They say you can’t judge a book by its cover. Wise words, but most of us ignore them when choosing products off the shelves of stores and supermarkets. In our defense, when you don’t have much else to go on and only a few seconds to decide, how else would you judge a product other than by its packaging?
While timelessness has strong appeal, some brands run the risk of simply going stodgy, putting no thought into their “good enough” packaging over the years (or decades).
Packaging design trends may have changed since your product first hit the shelves. Is it time for a refresh?
Here are some of the most recent trends in packaging design to use as inspiration:
1. Opulence, Extravagance, Maximalism
Minimalist package design has been going strong for years, and it will probably remain popular for many years to come. But some brands are turning the trend on its head and taking a 180-degree turn towards maximalism. This extravagant style is defined by intense colors, fine details, dense imagery, and florid text.
Maximalist design evokes a luxurious feeling many consumers may be craving amidst the economic downturn of 2020.

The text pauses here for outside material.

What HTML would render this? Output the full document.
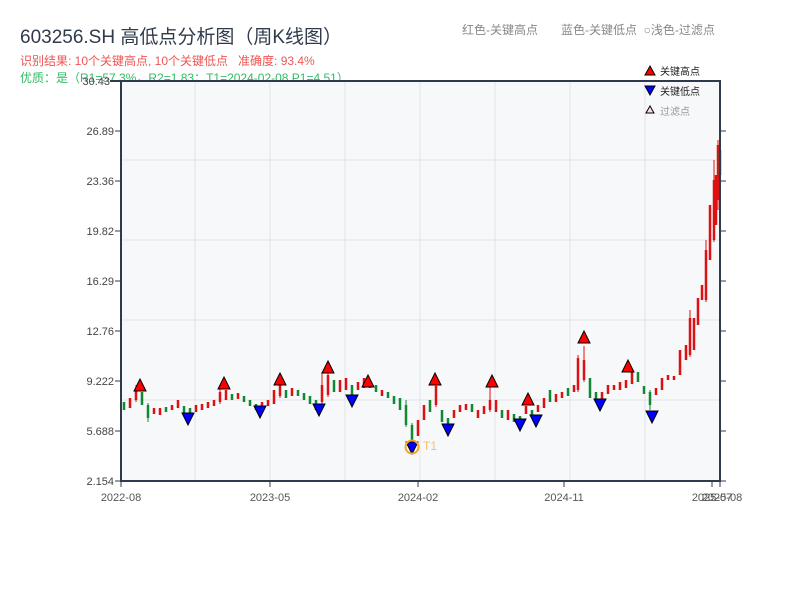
<!DOCTYPE html>
<html><head><meta charset="utf-8">
<style>
body{margin:0;width:800px;height:600px;background:#fff;font-family:"Liberation Sans","Noto Sans CJK SC",sans-serif;overflow:hidden;position:relative}
.t{position:absolute;white-space:nowrap}
</style></head><body>
<div class="t" style="left:20px;top:22px;font-size:19px;color:#2f3b4c">603256.SH 高低点分析图（周K线图）</div>
<div class="t" style="left:20px;top:52px;font-size:12px;color:#ee5555">识别结果: 10个关键高点, 10个关键低点&nbsp;&nbsp;&nbsp;准确度: 93.4%</div>
<div class="t" style="left:20px;top:69px;font-size:12px;color:#33bb66">优质：是（R1=57.3%，R2=1.83；T1=2024-02-08 P1=4.51）</div>
<div class="t" style="left:462px;top:21px;font-size:12px;color:#888">红色-关键高点</div>
<div class="t" style="left:561px;top:21px;font-size:12px;color:#888">蓝色-关键低点&nbsp;&nbsp;○浅色-过滤点</div>
<svg width="800" height="600" style="position:absolute;left:0;top:0">
<rect x="121" y="81" width="599" height="400" fill="#f7f8fa"/>
<g stroke="#e0e3e8" stroke-width="1">
<line x1="121" y1="160" x2="720" y2="160"/><line x1="121" y1="240" x2="720" y2="240"/><line x1="121" y1="320" x2="720" y2="320"/><line x1="121" y1="400" x2="720" y2="400"/>
<line x1="195" y1="81" x2="195" y2="481"/><line x1="270" y1="81" x2="270" y2="481"/><line x1="345" y1="81" x2="345" y2="481"/><line x1="420" y1="81" x2="420" y2="481"/><line x1="495" y1="81" x2="495" y2="481"/><line x1="570" y1="81" x2="570" y2="481"/><line x1="645" y1="81" x2="645" y2="481"/>
</g>
<!-- red candles -->
<path fill="none" stroke="#dd1111" stroke-width="2.5" d="M130 398V408M136 390V400M154 408V414M160 408V415M172 405V410M178 400V408M196 405V412M202 404V410M208 402V408M214 400V406M220 392V402M226 390V400M238 393V399M262 402V408M268 400V406M274 390V404M280 385V396M292 388V396M322 385V402M328 375V395M340 380V392M346 378V390M358 382V390M364 378V388M382 390V396M418 420V436M424 405V420M436 386V405M454 410V418M460 405V412M466 404V410M478 410V418M484 406V414M490 400V410M496 400V412M508 410V420M526 406V414M538 405V412M544 398V408M556 394V402M562 392V398M574 385V392M578 358V390M584 360V380M602 392V400M608 385V394M614 385V390M620 382V390M626 380V388M632 372V384M656 388V395M662 378V390M668 375V380M674 376V380M680 350V375M686 345V360M690 318V355M694 318V350M698 298V325M702 285V300M706 250V300M710 205V260M714 180V240M716 175V225M718 145V200"/>
<path fill="none" stroke="#dd1111" stroke-width="1" d="M136 385V402M220 385V404M280 378V398M322 372V404M328 370V397M436 383V407M490 384V412M578 355V392M584 346V382M714 160V242M718 140V210M690 310V357M706 240V302"/>
<!-- green candles -->
<path fill="none" stroke="#118833" stroke-width="2.5" d="M124 402V410M142 392V405M148 405V418M166 407V412M184 406V414M190 408V416M232 394V400M244 396V402M250 400V406M256 404V410M286 390V398M298 390V396M304 393V400M310 396V404M316 400V410M334 380V392M352 385V398M370 382V388M376 385V392M388 392V398M394 396V404M400 398V410M406 405V425M412 425V440M430 400V412M442 410V422M448 418V428M472 404V412M502 410V418M514 414V422M520 416V424M532 410V416M550 390V402M568 388V396M590 378V398M596 392V402M638 372V382M644 386V394M650 392V405M720 150V175"/>
<path fill="none" stroke="#118833" stroke-width="1" d="M148 403V422M412 423V442M650 390V410M720 113V180M406 400V427"/>
<g stroke="#2f3b4c" stroke-width="2" fill="none">
<path d="M121 81V481H720V81H110"/>
</g>
<g stroke="#2f3b4c" stroke-width="1">
<line x1="115" y1="131" x2="121" y2="131"/><line x1="115" y1="181" x2="121" y2="181"/><line x1="115" y1="231" x2="121" y2="231"/><line x1="115" y1="281" x2="121" y2="281"/><line x1="115" y1="331" x2="121" y2="331"/><line x1="115" y1="381" x2="121" y2="381"/><line x1="115" y1="431" x2="121" y2="431"/><line x1="115" y1="481" x2="121" y2="481"/>
<line x1="720" y1="131" x2="726" y2="131"/><line x1="720" y1="181" x2="726" y2="181"/><line x1="720" y1="231" x2="726" y2="231"/><line x1="720" y1="281" x2="726" y2="281"/><line x1="720" y1="331" x2="726" y2="331"/><line x1="720" y1="381" x2="726" y2="381"/><line x1="720" y1="431" x2="726" y2="431"/><line x1="720" y1="481" x2="726" y2="481"/>
<line x1="121" y1="481" x2="121" y2="487"/><line x1="270" y1="481" x2="270" y2="487"/><line x1="418" y1="481" x2="418" y2="487"/><line x1="564" y1="481" x2="564" y2="487"/><line x1="712" y1="481" x2="712" y2="487"/><line x1="720" y1="481" x2="720" y2="487"/>
</g>
<g font-size="11" fill="#444" text-anchor="end" font-family="Liberation Sans,sans-serif">
<text x="110" y="85">30.43</text><text x="114" y="135">26.89</text><text x="114" y="185">23.36</text><text x="114" y="235">19.82</text><text x="114" y="285">16.29</text><text x="114" y="335">12.76</text><text x="114" y="385">9.222</text><text x="114" y="435">5.688</text><text x="114" y="485">2.154</text>
</g>
<g font-size="11" fill="#555" text-anchor="middle" font-family="Liberation Sans,sans-serif">
<text x="121" y="501">2022-08</text><text x="270" y="501">2023-05</text><text x="418" y="501">2024-02</text><text x="564" y="501">2024-11</text><text x="712" y="501">2025-07</text><text x="722" y="501">2025-08</text>
</g>
<g stroke="#000" stroke-width="1">
<polygon points="140,379 146,391 134,391" fill="red"/>
<polygon points="224,377 230,389 218,389" fill="red"/>
<polygon points="280,373 286,385 274,385" fill="red"/>
<polygon points="328,361 334,373 322,373" fill="red"/>
<polygon points="368,375 374,387 362,387" fill="red"/>
<polygon points="435,373 441,385 429,385" fill="red"/>
<polygon points="492,375 498,387 486,387" fill="red"/>
<polygon points="528,393 534,405 522,405" fill="red"/>
<polygon points="584,331 590,343 578,343" fill="red"/>
<polygon points="628,360 634,372 622,372" fill="red"/>
<polygon points="182,413 194,413 188,425" fill="blue"/>
<polygon points="254,406 266,406 260,418" fill="blue"/>
<polygon points="313,404 325,404 319,416" fill="blue"/>
<polygon points="346,395 358,395 352,407" fill="blue"/>
<polygon points="406,442 418,442 412,454" fill="blue"/>
<polygon points="442,424 454,424 448,436" fill="blue"/>
<polygon points="514,419 526,419 520,431" fill="blue"/>
<polygon points="530,415 542,415 536,427" fill="blue"/>
<polygon points="594,399 606,399 600,411" fill="blue"/>
<polygon points="646,411 658,411 652,423" fill="blue"/>
</g>
<circle cx="412" cy="447" r="6.5" fill="none" stroke="#f5a623" stroke-width="2"/>
<text x="423" y="450" font-size="12" fill="#f5c06a">T1</text>
<polygon points="650,66 655,75 645,75" fill="red" stroke="#000"/>
<text x="660" y="75" font-size="10" fill="#222" font-family="Noto Sans CJK SC,sans-serif">关键高点</text>
<polygon points="645,86 655,86 650,95" fill="blue" stroke="#000"/>
<text x="660" y="95" font-size="10" fill="#222" font-family="Noto Sans CJK SC,sans-serif">关键低点</text>
<polygon points="650,106 654,113 646,113" fill="#fdd" stroke="#000"/>
<text x="660" y="115" font-size="10" fill="#999" font-family="Noto Sans CJK SC,sans-serif">过滤点</text>
</svg>
</body></html>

This bottle of Forager’s Keep Scotch Whiskey, from the Orphan Barrel Whiskey Co., is a perfect example of maximalist package design. Every square inch of the label is crammed with botanical imagery, metallic lettering, and elegant scrollwork.
2. Flat Design
For many years, the prevailing design trend was three-dimensional. Flat surfaces (such as product labels) were given the appearance of depth and texture through shading and lighting effects. But in the past few years, designers of everything from smartphone user interfaces to advertising have embraced the possibilities of two dimensions.
Flat design uses minimalist style, high-contrast coloring, and symbolic rather than realistic imagery for an appealing, lightweight feel that is as easy on the eyes as it is on the brain. Flat design is especially resonant with younger, digital-native audiences who are at home in the two-dimensional worlds of websites, apps, and video games.
A number of big-name brands have gone flat over the past decade. The design of this Avanaa chocolate bar packaging proves that flat doesn’t mean boring.
Can you be nostalgic for the future? Sure! Our perception of the future has more to do with the present than any real ability to guess what comes next. Retro-futurist design is rooted in past attempts to represent what the future would look like.
For example, in the 1980s, we all thought the future would be swathed in neon. In the 1960s, the future was all about flying cars and robot maids. Sadly, none of these trends have come to pass, (the closest we have to robot maids is the Roomba) but what has come to pass is an approach to package design that has consumers looking backward and forwards at the same time.
The design for this Disorderly Conduct wine label reflects the punky, apocalyptic spirit of 1980s sci-fi films like Robocop and Escape From New York.
4. Flexible Packaging
This trend has more to do with the function of packaging than the appearance (although, with the right design choices, flexible packaging can look great). Technological improvements have made it possible to do away with rigid materials for some consumer products and replace them with flexible options such as stand-up pouches and bags. Modern flexible packaging uses high-tech plastics such as polyethylene or polypropylene, which can be printed on directly for an efficient production process.
The advantages of flexible packaging include a longer shelf life for perishable items, the convenience of being able to close and reseal the packaging, less weight than rigid materials (perfect for e-commerce), and standout shelf appeal.
The award-winning design for this Wing Ding cocktail pouch includes a pull tab that can be removed to insert a straw – portability and fun.
5. Sustainable Design
Sustainability is, perhaps, the hottest design trend of the current era, and it will only continue growing. Product packaging is a major contributor to the waste that is piling up in landfills around the world and clogging up our oceans.
Consumers – surprisingly, of every generation – want to keep buying the brands they love, but while limiting their impact on the environment at the same time. Brands are becoming increasingly conscious of their ecological impact, and many are setting goals to reduce their energy use and to prioritize sustainable materials.
Eco-friendly packaging design can mean many things, but what it comes down to is rethinking the entire life cycle of product packaging with the environment in mind. Sustainable design choices can include:
- Choosing renewable materials, such as FSC-certified paper.
- Using eco-friendly water- and vegetable oil-based inks.
- Printing recycling and reusability instructions front and center.
- Partnering with an environmentally responsible label printer.
- Installing efficient lighting in areas used to manufacture packaging and labels.